The core idea of EBMT is to use existing translation examples for matching and analogy to generate new translations. This method is derived from the observation of human translation processes: when faced with complex or unfamiliar sentences, human translators often refer to and borrow from previously translated sentences or phrases. Nagao proposed that by constructing a large bilingual example library, a machine translation system could, when needing to translate a new sentence, retrieve and match similar translation examples from the library, use these examples for analogy and reorganization, and thus generate new translations.

Imagine needing to translate a simple sentence like "I’m going to the cinema." If a similar sentence, "I’m going to the theater," has already been translated, and the word "cinema" can be found in a dictionary, the task is to identify the differences between the two sentences, translate the differing word without disrupting the sentence structure. The more examples available, the better the translation quality.

Using the same method, one could construct sentences in a completely unfamiliar language.

Nagao's EBMT method mainly includes the following steps:

1. Establishing an Example Library:

Collecting a large number of high-quality bilingual sentences to form a comprehensive example library. This library needs to cover various types of sentences, structures, and contexts.

2. Similarity Matching:

When translating a new sentence, the system retrieves similar translation examples from the example library. Similarity matching can be based on multiple dimensions such as vocabulary, syntactic structure, and semantics.

3. Analogy Generation:

Using the retrieved similar examples, the system generates new sentence translations through analogy and reorganization. This process includes adjusting vocabulary and syntactic structures to ensure that the generated translation conforms to the target language's norms and habits.

The EBMT method has several advantages and limitations. The main advantage is the efficient use of existing translation examples, which can address some challenges in rule-based and statistical methods. For irregular or complex sentences, EBMT can provide more flexible solutions through example matching. Compared to rule-based machine translation (RBMT), EBMT has lower development costs as it does not require extensive rule-writing, just a sufficiently large example library. However, EBMT also has limitations. Its performance heavily relies on the size and quality of the example library, with lower effectiveness for low-resource languages. During the matching process, it may fail to provide accurate translations for sentences not found in the example library. Additionally, sentence reorganization and adjustment during new translation generation can lead to grammatical and semantic errors. Despite these limitations, EBMT offers an important new approach to the field of machine translation.

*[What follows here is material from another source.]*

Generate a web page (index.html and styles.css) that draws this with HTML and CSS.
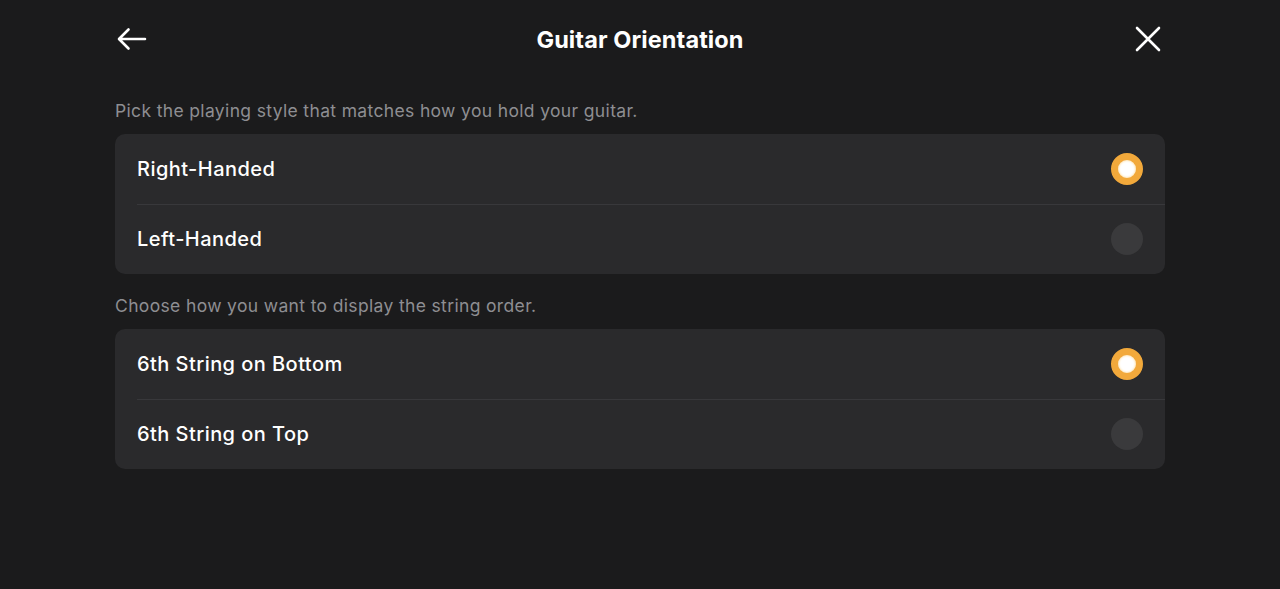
FILE: index.html
```html
<!DOCTYPE html>
<html>
<head>
<meta charset="utf-8">
<link rel="stylesheet" href="styles.css">
</head>
<body>
<div class="page">
  <header class="header">
    <button class="icon-btn back" aria-label="Back">
      <svg width="32" height="30" viewBox="0 0 32 30" fill="none" stroke="#fff" stroke-width="2.6" stroke-linecap="round" stroke-linejoin="round"><path d="M30 15H4.5M13.5 5.5L4 15 13.5 24.5"/></svg>
    </button>
    <h1 class="title">Guitar Orientation</h1>
    <button class="icon-btn close" aria-label="Close">
      <svg width="26" height="26" viewBox="0 0 26 26" fill="none" stroke="#fff" stroke-width="2.6" stroke-linecap="round"><path d="M2 2L24 24M24 2L2 24"/></svg>
    </button>
  </header>

  <p class="hint">Pick the playing style that matches how you hold your guitar.</p>
  <div class="card">
    <div class="row"><span class="label">Right-Handed</span><span class="radio on"></span></div>
    <div class="row"><span class="label">Left-Handed</span><span class="radio"></span></div>
  </div>

  <p class="hint">Choose how you want to display the string order.</p>
  <div class="card">
    <div class="row"><span class="label">6th String on Bottom</span><span class="radio on"></span></div>
    <div class="row"><span class="label">6th String on Top</span><span class="radio"></span></div>
  </div>
</div>
</body>
</html>
```
FILE: styles.css
```css
html, body {
  margin: 0;
  padding: 0;
  background: #1b1b1c;
  font-family: Inter, "Noto Sans", "Liberation Sans", sans-serif;
  color: #fff;
  height: 100%;
}
.page {
  width: 1050px;
  margin: 0 auto;
  padding-top: 21px;
}
.header {
  display: flex;
  align-items: center;
  justify-content: space-between;
  height: 36px;
}
.icon-btn {
  background: none;
  border: 0;
  padding: 0;
  width: 50px;
  height: 36px;
  display: flex;
  align-items: center;
  cursor: pointer;
}
.icon-btn.back { justify-content: flex-start; }
.icon-btn.close { justify-content: flex-end; padding-right: 4px; box-sizing: border-box; }
.title {
  margin: 0;
  font-size: 23.5px;
  font-weight: 700;
  letter-spacing: 0.1px;
}
.hint {
  margin: 43px 0 12px;
  font-size: 17.5px;
  color: #8e8e92;
  line-height: 22px;
  letter-spacing: 0.35px;
}
.card + .hint { margin-top: 21px; }
.card {
  background: #2a2a2c;
  border-radius: 10px;
  overflow: hidden;
}
.row {
  height: 70px;
  display: flex;
  align-items: center;
  justify-content: space-between;
  padding: 0 22px;
  position: relative;
}
.row + .row::before {
  content: "";
  position: absolute;
  left: 22px;
  right: 0;
  top: 0;
  height: 1px;
  background: #38383b;
}
.label {
  font-size: 20px;
  font-weight: 500;
  letter-spacing: 0.45px;
}
.radio {
  width: 32px;
  height: 32px;
  border-radius: 50%;
  background: #3a3a3c;
  box-sizing: border-box;
}
.radio.on {
  background: #fff;
  border: 7px solid #f2a93b;
  box-shadow: inset 0 0 2px 1px #ffe7b8;
}
```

Makoto Nagao's EBMT idea has had a profound impact on the field of machine translation. By introducing the example library and analogy methods, EBMT breaks through the limitations of rule-based methods, offering a new translation approach that does not depend on complex rule systems but instead generates translations through example matching and analogy. This method has opened new directions for machine translation research, promoting the development of hybrid translation methods. Modern machine translation systems often combine rule-based, statistical, and example-based methods, leveraging each approach's strengths to improve translation quality. Furthermore, the EBMT concept has inspired research in other fields such as natural language processing, information retrieval, and question-answering systems, providing new ideas and methods for these areas.

Despite the "second AI winter" in the 1980s, machine translation researchers adjusted their strategic goals and pioneered new research directions. Makoto Nagao's 1984 proposal of Example-Based Machine Translation (EBMT) provided a novel method for machine translation, achieving more flexible and efficient translation through the use of existing translation examples. This concept has achieved notable success in the field of machine translation and has had a profound impact on the entire natural language processing field.

EBMT brought a ray of hope to scientists worldwide: it demonstrated that machine translation could be achieved by feeding existing translations into the machine without spending years establishing rules and exceptions. Although not a radical transformation, this method was clearly a significant step forward. Just five years later, the revolutionary invention of Statistical Machine Translation (SMT) emerged.